Tout sauf ce qu’attendu


Encore quelques semaines de paresse… Pas vraiment, le temps de suivre et de dérouler ses idées, de constituer un texte qui a assez de sens pour se présenter sur la toile. Je sais, une niaiserie de plus ou de moins sur cette toile … Le dernier billet racontait que les semaines avaient été chargées de visites personnelles et de consultants canadiens en présence sur le terrain. Bis. Maintenant un an que nous avons installé notre linge dans les commodes de Pelerin 9, Petion-Ville.

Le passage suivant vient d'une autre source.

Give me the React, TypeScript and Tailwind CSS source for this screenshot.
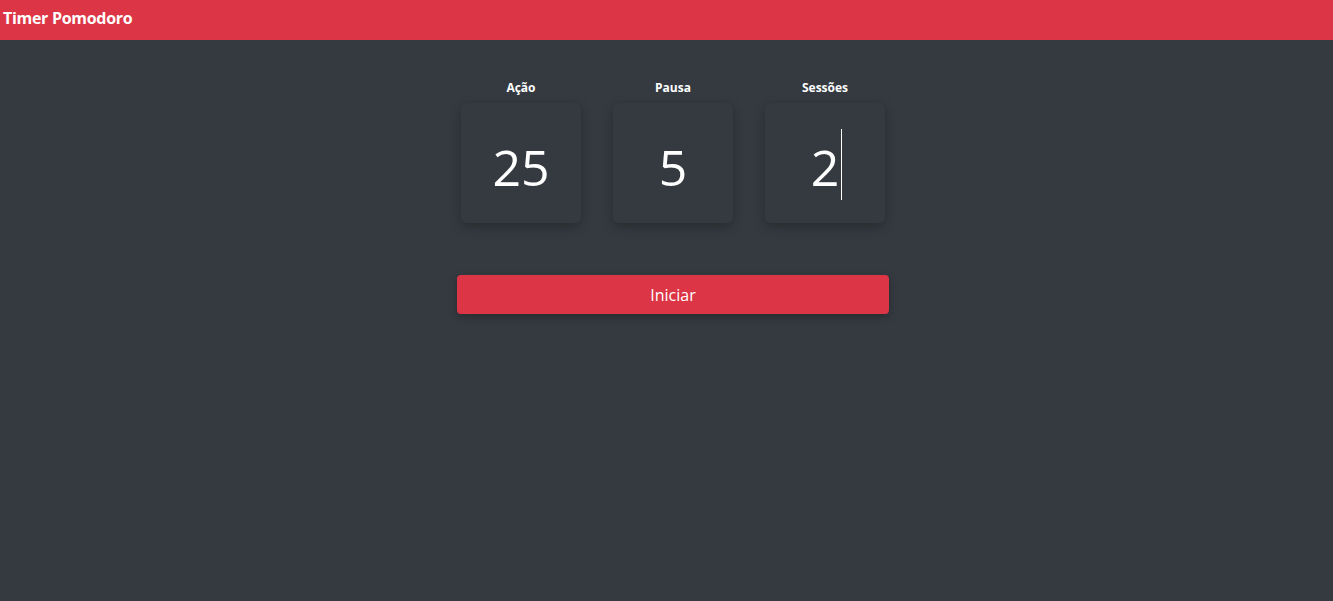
const fields = [
  { label: "Ação", value: "25" },
  { label: "Pausa", value: "5" },
  { label: "Sessões", value: "2", focused: true },
];

export default function App() {
  return (
    <div className="min-h-screen bg-[#343a40] font-['Open_Sans','Noto_Sans',sans-serif] text-white">
      <header className="h-10 bg-[#dc3545] flex items-center px-[3px]">
        <h1 className="text-[16px] font-bold tracking-[-0.3px] -mt-[4px]">Timer Pomodoro</h1>
      </header>

      <main className="flex flex-col items-center pl-[13px] pt-[38px]">
        <div className="flex gap-8">
          {fields.map((f) => (
            <div key={f.label} className="flex flex-col items-center">
              <span className="text-[12px] font-bold leading-5 mb-[5px]">{f.label}</span>
              <div className="w-[120px] h-[120px] rounded-md bg-[#343a40] shadow-[0_4px_12px_rgba(0,0,0,0.25)] flex items-center justify-center pt-[8px]">
                <span className="relative text-[50px] font-normal leading-none">
                  {f.value}
                  {f.focused && (
                    <span className="absolute right-[-3px] top-[-13px] h-[71px] w-px bg-white" />
                  )}
                </span>
              </div>
            </div>
          ))}
        </div>

        <button className="mt-[52px] w-[432px] h-[39px] rounded bg-[#dc3545] text-[16px] shadow-[0_3px_8px_rgba(0,0,0,0.25)]">
          Iniciar
        </button>
      </main>
    </div>
  );
}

Avec le linge, la vaisselle et la literie, quelques livres et ce qu’il faut pour continuer à boire le café tous les matins. L’essentiel, c’es t l’essentiel, surtout en Ayiti. Cette première année a passé aussi vite qu’une F1 dans la longue ligne droite du circuit Gilles-Villeneuve de Montréal. Sérieusement, aucun espace pour s’ennuyer, surtout pas ceux qu’on nous avait annoncé. On nous avait effectivement annoncé une dépression post-arrivum autour du cinquième ou du sixième mois. On devait vivre une écœurite aigue du pays et des ayisien. On devait vouloir à tout prix quitter les caraïbes en rêvant amoureusement aux tempêtes de neige sur le Plateau Mont-Royal. Rien de cela n’est encore arrivé et je ne crois pas que le terrain est fertile pour l’apparition de ce genre de malaise. On a bien évidement eu quelques petites bouffades dépressives face à des situations ou des événements qui montrent les conséquences de l’extrême pauvreté de ce pays et de sa population, comme pour d’autres qui montrent la grande richesse creuse d’une certaine couche de la société. La vision d’un concessionnaire Porsche à l’entrée d’un presque-bidonville laisse toujours, même après un an, une certaine amertume dans le gosier. Les milliers de génératrices qui polluent l’air et étouffent le silence. Les odeurs qui courent les rues d’un pays sans eau courante. Les millions de personnes qui vivent dans les rues entre les machines, les chiens, les cochons, les cabris et les poules. Presque pas de chats dans ce capharnaüm, on les préfère dans les assiettes. Mais surtout, l’intensité des sourires et des culs qui se font aller en permanence, comme si la fête faisait maintenant du code génétique de ce peuple.